Saying negative things about the person who died:

"What a selfish thing to do."

"She chose to leave you."

"It's too bad his faith wasn't strong enough."

Although anger toward the one who died is often part of the grieving process, it is never appropriate to say negative things about the deceased to the grieving family. Any comment that implies suicide was a choice, rational or not, lacks understanding. A person who dies by suicide sees death as the only alternative to unbearable torment — not as a "choice."

Suggesting that a person in such psychological pain was trying to hurt those left behind shows a profound lack of compassion and understanding of mental illness.

If there was one change I could make in the way we talk about suicide, it would be to remove the word COMMITTED from the usual vocabulary.

The word "committed" invokes language usually reserved for crimes.
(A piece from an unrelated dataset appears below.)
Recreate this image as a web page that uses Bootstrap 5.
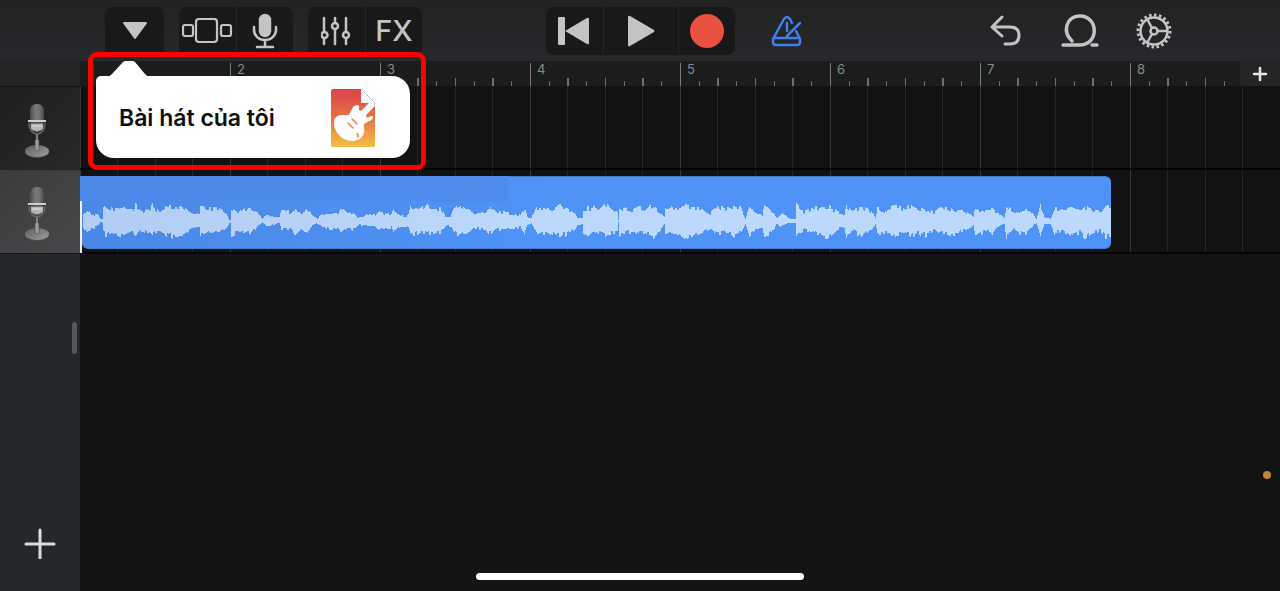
<!DOCTYPE html>
<html lang="vi">
<head>
<meta charset="utf-8">
<meta name="viewport" content="width=device-width, initial-scale=1">
<title>GarageBand</title>
<link href="https://cdn.jsdelivr.net/npm/bootstrap@5.3.0/dist/css/bootstrap.min.css" rel="stylesheet">
<style>
  :root { --bar: 150px; --side: 80px; --ink: #c4c4c6; }
  body { background: #121413; color: var(--ink); font-family: Inter, "Liberation Sans", sans-serif; }
  button { color: inherit; }
  .toolbar { display: grid; grid-template-columns: 1fr auto 1fr; height: 61px; padding-top: 7px; background: linear-gradient(#222223, #27282b); }
  .tool-set { height: 48px; border-radius: 7px; background: #19191a; overflow: hidden; }
  .tool { width: 57px; height: 48px; padding: 0; border: 0; background: none; display: flex; align-items: center; justify-content: center; }
  .tool + .tool { border-left: 1px solid #252627; }
  .tool.wide { width: 75px; }
  .tool.menu { width: 59px; }
  .bare { width: 48px; height: 48px; padding: 0; border: 0; background: none; display: flex; align-items: center; justify-content: center; }
  .left-tools { padding-left: 105px; gap: 15px; }
  .right-tools { padding-left: 28px; padding-right: 102px; }
  .right-set { gap: 26px; }
  .fx { font-size: 29px; font-weight: 500; line-height: 48px; }
  .side { width: var(--side); background: #25282a; }
  .side-head { height: 25px; background: #232425; }
  .track-btn { height: 84px; padding: 4px 6px 0 0; border: 0; border-top: 1px solid #131415; background: linear-gradient(135deg, #1e1f1f, #27292a); }
  .track-btn.active { border-top-color: #3a3b3c; background: linear-gradient(135deg, #3a3b3c, #48484a); border-bottom: 1px solid #151616; }
  .grip { width: 5px; height: 32px; border-radius: 3px; background: #56575a; margin: 68px 3px 0 auto; }
  .ruler { height: 25px; background: #1b1d1d; overflow: hidden; }
  .bar-cell { flex: 0 0 var(--bar); height: 25px; padding-left: 7px; font-size: 13px; line-height: 17px; color: #8b8c8c;
    background:
      linear-gradient(#7c7d7d, #7c7d7d) 0 2px / 1px 23px no-repeat,
      linear-gradient(90deg, transparent 37px, #6d6e6e 37px 39px, transparent 39px 75px, #6d6e6e 75px 76px, transparent 76px 112px, #6d6e6e 112px 114px, transparent 114px) 0 17px / 150px 8px no-repeat,
      linear-gradient(90deg, transparent 19px, #6d6e6e 19px 20px, transparent 20px 56px, #6d6e6e 56px 57px, transparent 57px 94px, #6d6e6e 94px 95px, transparent 95px 131px, #6d6e6e 131px 132px, transparent 132px) 0 20px / 150px 5px no-repeat; }
  .bar-cell:first-child { background: none; }
  .add-bar { width: 40px; height: 25px; border: 0; padding: 0; background: #232526; right: 0; top: 0; }
  .lane { height: 84px; border-bottom: 2px solid #050606;
    background:
      linear-gradient(90deg, #383a39 1px, transparent 1px) 0 0 / 150px 100%,
      linear-gradient(90deg, transparent 37px, #252726 37px 38px, transparent 38px 75px, #252726 75px 76px, transparent 76px 112px, #252726 112px 113px, transparent 113px) 0 0 / 150px 100%,
      #111312; }
  .region { width: 1029px; height: 73px; margin: 6px 0 0 2px; border-radius: 6px; background: linear-gradient(90deg, #4a88e6, #4f93f7 45%); border-top: 1px solid #4179cc; border-bottom: 1px solid #3f7bd6; }
  .region-cap { width: 428px; height: 25px; left: 0; top: 6px; background: linear-gradient(90deg, #4c89e9, #4d8cec); }
  .playhead { width: 2px; height: 52px; left: 0; top: 31px; background: #eee; }
  .hint { left: 88px; top: 52px; width: 338px; height: 118px; padding: 19px 11px 6px 3px; border: 5px solid #f00; border-radius: 9px; }
  .bubble { width: 100%; height: 82px; padding: 1px 35px 0 23px; border: 0; border-radius: 5px 18px 18px 18px; background: #fff; color: #0c0c0d; font-size: 23px; font-weight: 600; }
  .bubble span { padding-top: 2px; }
  .arrow { left: 14px; top: 4px; }
  .home-bar { left: 50%; bottom: 11px; width: 328px; height: 7px; margin-left: -164px; border-radius: 4px; background: #fff; }
  .mic-dot { right: 9px; bottom: 112px; width: 8px; height: 8px; border-radius: 50%; background: #c6823a; }
</style>
</head>
<body class="vh-100 d-flex flex-column overflow-hidden position-relative">

<svg width="0" height="0" class="position-absolute" aria-hidden="true">
  <defs>
    <linearGradient id="head"><stop offset="0" stop-color="#4a4a4a"/><stop offset=".5" stop-color="#858585"/><stop offset="1" stop-color="#474747"/></linearGradient>
    <linearGradient id="base" x2="1" y2="1"><stop offset="0" stop-color="#5c5c5c"/><stop offset="1" stop-color="#a0a0a0"/></linearGradient>
    <linearGradient id="doc" x2="0" y2="1"><stop offset="0" stop-color="#dd414c"/><stop offset=".5" stop-color="#e57542"/><stop offset="1" stop-color="#f3bf45"/></linearGradient>
    <symbol id="studio-mic" viewBox="0 0 26 56">
      <ellipse cx="13" cy="49" rx="12" ry="6" fill="#4e4e4e"/>
      <ellipse cx="13" cy="48" rx="12" ry="6" fill="url(#base)"/>
      <path d="M12 30h2v7h1v10q-2 2-4 0V37h1z" fill="#999" stroke="#444" stroke-width=".5"/>
      <path d="M5 20q0 10 8 11 8-1 8-11" fill="none" stroke="#666" stroke-width="1.500"/>
      <path d="M6 27V8q0-7 7-7t7 7v19l-7 2z" fill="url(#head)"/>
      <path d="M9 4v12M13 2v14M17 4v12" stroke="#666"/>
      <path d="M7 20h12v6q-6 4-12 0z" fill="#b5b5b5"/>
      <path d="M4 17h18v2H4z" fill="#d0d0d0"/><path d="M5 20h16" stroke="#333"/><path d="M8 23h10" stroke="#e2e2e2"/>
    </symbol>
  </defs>
</svg>

<header class="toolbar">
  <div class="left-tools d-flex">
    <div class="tool-set"><button class="tool menu" aria-label="Menu"><svg width="26" height="18" viewBox="0 0 26 18"><path d="M2 1h22L13 16z" fill="currentColor" stroke="currentColor" stroke-width="2" stroke-linejoin="round"/></svg></button></div>
    <div class="tool-set d-flex">
      <button class="tool" aria-label="Tracks"><svg width="52" height="26" viewBox="0 0 52 26" fill="none" stroke="currentColor" stroke-width="2.200"><rect x="1" y="7" width="10" height="11" rx="2"/><rect x="14" y="1" width="21" height="23" rx="3"/><rect x="39" y="7" width="10" height="11" rx="2"/></svg></button>
      <button class="tool" aria-label="Microphone"><svg width="26" height="36" viewBox="0 0 26 36" fill="none" stroke="currentColor" stroke-width="2.500" stroke-linecap="round"><rect x="8" y="2" width="10" height="21" rx="5" fill="currentColor"/><path d="M2 14v3a11 10 0 0 0 22 0v-3M13 28v6M5 34h16"/></svg></button>
    </div>
    <div class="tool-set d-flex">
      <button class="tool" aria-label="Mixer"><svg width="32" height="30" viewBox="0 0 32 30" fill="none" stroke="currentColor" stroke-width="2.500" stroke-linecap="round"><path d="M3 2v14M3 23v5M14 2v5M14 14v14M25 2v14M25 23v5"/><circle cx="3.500" cy="19" r="3"/><circle cx="14" cy="10" r="3"/><circle cx="25" cy="19" r="3"/></svg></button>
      <button class="tool fx">FX</button>
    </div>
  </div>
  <div class="tool-set d-flex">
    <button class="tool" aria-label="Rewind"><svg width="32" height="30" viewBox="0 0 32 30"><path d="M0 2q0-1 1-1h5q1 0 1 1v26q0 1-1 1H1q-1 0-1-1zM7 15 29 2q2-1 2 1v24q0 2-2 1z" fill="currentColor"/></svg></button>
    <button class="tool wide" aria-label="Play"><svg width="28" height="32" viewBox="0 0 28 32"><path d="M1 2q0-2 2-1l24 14q1 1 0 2L3 31q-2 1-2-1z" fill="currentColor"/></svg></button>
    <button class="tool" aria-label="Record"><svg width="34" height="34" viewBox="0 0 34 34"><circle cx="17" cy="17" r="17" fill="#eb5140"/></svg></button>
  </div>
  <div class="right-tools d-flex">
    <button class="bare me-auto" aria-label="Metronome"><svg width="32" height="32" viewBox="0 0 32 32" fill="none" stroke="#3f7fee" stroke-width="2.500" stroke-linecap="round" stroke-linejoin="round"><path d="m21 8-2-4q-3-4-6 0L2 24v3q0 3 3 3h21q3 0 3-3v-3l-4-8M4 23h23M16 8v8M16 21 29 8"/></svg></button>
    <div class="right-set d-flex">
      <button class="bare" aria-label="Undo"><svg width="32" height="32" viewBox="0 0 32 32" fill="none" stroke="currentColor" stroke-width="3" stroke-linecap="round" stroke-linejoin="round"><path d="M12 2 2 12l10 9M3 12h17q9 0 9 8 0 9-9 9h-5"/></svg></button>
      <button class="bare" aria-label="Loops"><svg width="38" height="34" viewBox="0 0 38 34" fill="none" stroke="currentColor" stroke-width="3.500" stroke-linecap="round"><path d="M2 31h17c20-1 18-29 0-29C5 2 1 18 11 27M31 31h5"/></svg></button>
      <button class="bare" aria-label="Settings"><svg width="36" height="36" viewBox="0 0 36 36" fill="none" stroke="currentColor" stroke-width="2.500"><circle cx="18" cy="18" r="13.500"/><circle cx="18" cy="18" r="16" stroke-width="3" pathLength="80" stroke-dasharray="2 2"/><circle cx="18" cy="18" r="3.500"/><path d="M21 18h11M16 15 11 6M16 21l-5 9"/></svg></button>
    </div>
  </div>
</header>

<main class="d-flex flex-grow-1">
  <aside class="side d-flex flex-column flex-shrink-0">
    <div class="side-head"></div>
    <button class="track-btn" aria-label="Audio track 1"><svg width="26" height="56"><use href="#studio-mic"/></svg></button>
    <button class="track-btn active" aria-label="Audio track 2"><svg width="26" height="56"><use href="#studio-mic"/></svg></button>
    <div class="grip"></div>
    <button class="bare mt-auto mx-auto mb-4" aria-label="Add track"><svg width="32" height="32" viewBox="0 0 32 32" stroke="#dcdcdd" stroke-width="3" stroke-linecap="round"><path d="M2 17h28M16 3v28"/></svg></button>
  </aside>
  <section class="flex-grow-1 position-relative overflow-hidden">
    <div class="ruler d-flex">
      <div class="bar-cell"></div><div class="bar-cell">2</div><div class="bar-cell">3</div><div class="bar-cell">4</div><div class="bar-cell">5</div><div class="bar-cell">6</div><div class="bar-cell">7</div><div class="bar-cell">8</div>
    </div>
    <button class="add-bar position-absolute d-flex align-items-center justify-content-center" aria-label="Add section"><svg width="16" height="16" viewBox="0 0 16 16" stroke="#e6e6e6" stroke-width="2.500" stroke-linecap="round"><path d="M2 8h12M8 2v12"/></svg></button>
    <div class="lane"></div>
    <div class="lane position-relative d-flex">
      <div class="region"><svg class="d-block" id="wave" width="1029" height="71" viewBox="82 177 1029 71" shape-rendering="crispEdges"></svg></div>
      <div class="region-cap position-absolute"></div>
      <div class="playhead position-absolute"></div>
    </div>
  </section>
</main>

<div class="hint position-absolute">
  <svg class="arrow position-absolute" width="42" height="16" viewBox="0 0 42 16"><path d="M0 16q3-1 5-3L16 1q1-1 3-1h6q2 0 3 1l10 12q2 2 4 3z" fill="#fff"/></svg>
  <button class="bubble d-flex align-items-center justify-content-between"><span>Bài hát của tôi</span>
    <svg width="44" height="58" viewBox="0 0 44 58">
      <path d="M2 0h28v14h14v42q0 2-2 2H2q-2 0-2-2V2q0-2 2-2z" fill="url(#doc)"/>
      <path d="M30 0v14h14z" fill="#fff"/><path d="m30 0 13 13" stroke="#c4c4c4"/>
      <path d="M38 14h5l1 3-8 8-1 3q1 1 3 0 3-2 4 0 0 3-4 4l-5 3c-1 3 1 6 0 9-2 6-7 8-12 8C11 52 3 43 3 34c0-5 3-8 8-8 4 0 7 1 8-2 2-3 2-7 7-8 3 0 2 3 2 5l2 1z" fill="#fff"/>
      <path d="m17 34 5 5M21 30l5 5M26 45q2 0 1 3" stroke="#df8845" stroke-width="1.500" stroke-linecap="round" fill="none"/>
    </svg>
  </button>
</div>
<div class="home-bar position-absolute"></div>
<div class="mic-dot position-absolute"></div>

<script>
  // Waveform envelope: x, peak above the axis, peak below the axis.
  const env = "83 8 8,87 12 13,90 8 10,98 6 5,100 2 1,102 2 2,103 14 12,105 17 16,112 13 14,118 14 16,121 16 15,127 11 12,133 12 12,135 17 17,141 10 11,147 11 12,152 17 14,156 12 11,160 10 11,164 14 15,175 15 17,183 14 14,190 8 10,196 9 7,199 8 7,200 17 16,206 13 14,218 14 12,226 7 8,229 1 2,230 1 2,231 15 15,238 10 12,243 12 11,248 15 13,254 12 10,258 7 4,262 2 2,266 7 6,272 5 4,279 4 3,281 11 9,290 10 9,294 13 15,300 8 10,307 13 12,312 6 4,317 2 3,322 8 6,331 8 9,338 8 8,341 14 13,348 9 8,353 8 10,358 3 4,366 7 5,375 7 6,378 12 10,386 7 8,391 7 7,393 13 15,395 10 10,400 6 6,405 5 6,408 7 8,410 16 16,420 13 12,426 17 14,430 14 13,440 13 12,445 5 5,450 5 6,453 12 13,460 17 16,466 12 12,475 9 8,485 9 9,491 16 15,496 10 10,505 9 9,520 6 7,524 15 14,527 4 4,531 3 3,536 14 13,548 12 13,556 15 15,560 17 16,567 13 14,575 8 8,577 3 5,582 3 3,583 13 13,588 14 17,596 14 13,605 17 15,612 12 13,617 11 12,618 1 1,619 15 15,630 11 12,638 16 14,645 12 12,653 17 17,660 9 11,664 4 4,665 14 14,677 13 13,685 16 17,695 13 15,702 14 12,710 8 8,716 17 15,725 14 12,733 15 16,740 14 12,745 3 4,748 15 16,755 9 8,762 7 8,764 17 16,771 10 13,777 3 3,780 6 6,783 9 4,790 2 2,795 2 2,796 17 16,804 10 9,815 14 14,827 16 17,833 12 12,841 8 6,844 8 7,846 17 16,852 11 11,861 15 16,871 10 9,875 3 4,877 14 14,886 10 12,894 16 16,905 12 11,910 17 17,916 12 12,925 13 16,933 9 10,941 14 13,952 12 15,960 11 12,970 7 8,973 4 4,975 15 16,985 10 11,992 13 13,1000 8 6,1004 3 3,1006 16 17,1015 8 9,1023 14 15,1032 8 7,1036 2 2,1040 17 14,1044 5 4,1050 3 3,1054 14 13,1062 12 11,1072 14 17,1080 12 11,1084 16 17,1093 12 12,1100 11 10,1105 16 17,1111 14 16"
    .split(",").map(p => p.split(" ").map(Number));
  let d = "", seed = 7, a = 1, b = 1;
  const jitter = () => { seed = (seed * 16807) % 2147483647; return 1.08 - 0.36 * (seed % 100) / 100; };
  for (let i = 0; i < env.length - 1; i++) {
    const [x0, u0, d0] = env[i], [x1, u1, d1] = env[i + 1];
    for (let x = x0; x < x1; x++) {
      const t = (x - x0) / (x1 - x0);
      if (x % 2) { a = jitter(); b = jitter(); }
      const up = Math.round((u0 + (u1 - u0) * t) * a);
      const dn = Math.round((d0 + (d1 - d0) * t) * b);
      d += `M${x} ${221 - up}h1v${up + dn}h-1z`;
    }
  }
  document.getElementById("wave").innerHTML =
    `<defs><linearGradient id="pale" gradientUnits="userSpaceOnUse" x1="82" x2="540" y1="0" y2="0"><stop stop-color="#b2cdf3"/><stop offset="1" stop-color="#bdd8fd"/></linearGradient></defs><path d="${d}" fill="url(#pale)"/>`;
</script>
<script src="https://cdn.jsdelivr.net/npm/bootstrap@5.3.0/dist/js/bootstrap.bundle.min.js"></script>
</body>
</html>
Most survivors prefer saying "died by suicide," to honor their loved one's illness in a more appropriate way.

As for comments inferring the person who died by suicide was weak in faith, it's important to realize many devout Christians suffer from mental illness.

No one would dream of saying to a diabetic, "If you prayed harder, you wouldn't have high blood sugar." But it's amazing how often Christians at least suggest to those suffering from mental disorders that a stronger faith will "cure" them.

Remember how the apostle Paul struggled with the "thorn in his side"? God did not heal him, but rather offered grace.

What TO say:

We've been talking about what NOT to say; let's end with what TO say. I also asked suicide survivors what were the most helpful things people said (or that they wish they'd said) after the loss. Here is a sample of those comments.

"Tell me a good memory you have of my loved one."

"I can't imagine how much pain you're in. We hurt, too, because we loved him."

"I love you, and my prayers are with you."

"What a terrible loss for your family."

"The best thing someone could have said was NOTHING!"

"He had value; he will be missed; he was a good person."

"Focus on the way they lived and loved, not the way they died."

"How can I help you today?" (Following through with errands, grocery shopping, cleaning, going to church with them, etc.)

"I am so sorry for your loss. Words fail."

"I'm here."

And even better, many of the survivors I surveyed mentioned that the best reaction was not words at all, but a hug. They talked about being comforted by the caring presence of friends, and the assurance that others were praying for them.

The best advice to anyone who wants to comfort a suicide survivor is: "Show up, let them see you care, and respect the griever's right to feel bad for a while (guilt, anger, sadness, etc.). Too many survivors reported "friends" who avoided them altogether after their loved ones' suicides rather than to risk saying the wrong thing. Please don't do that, because that hurts most of all.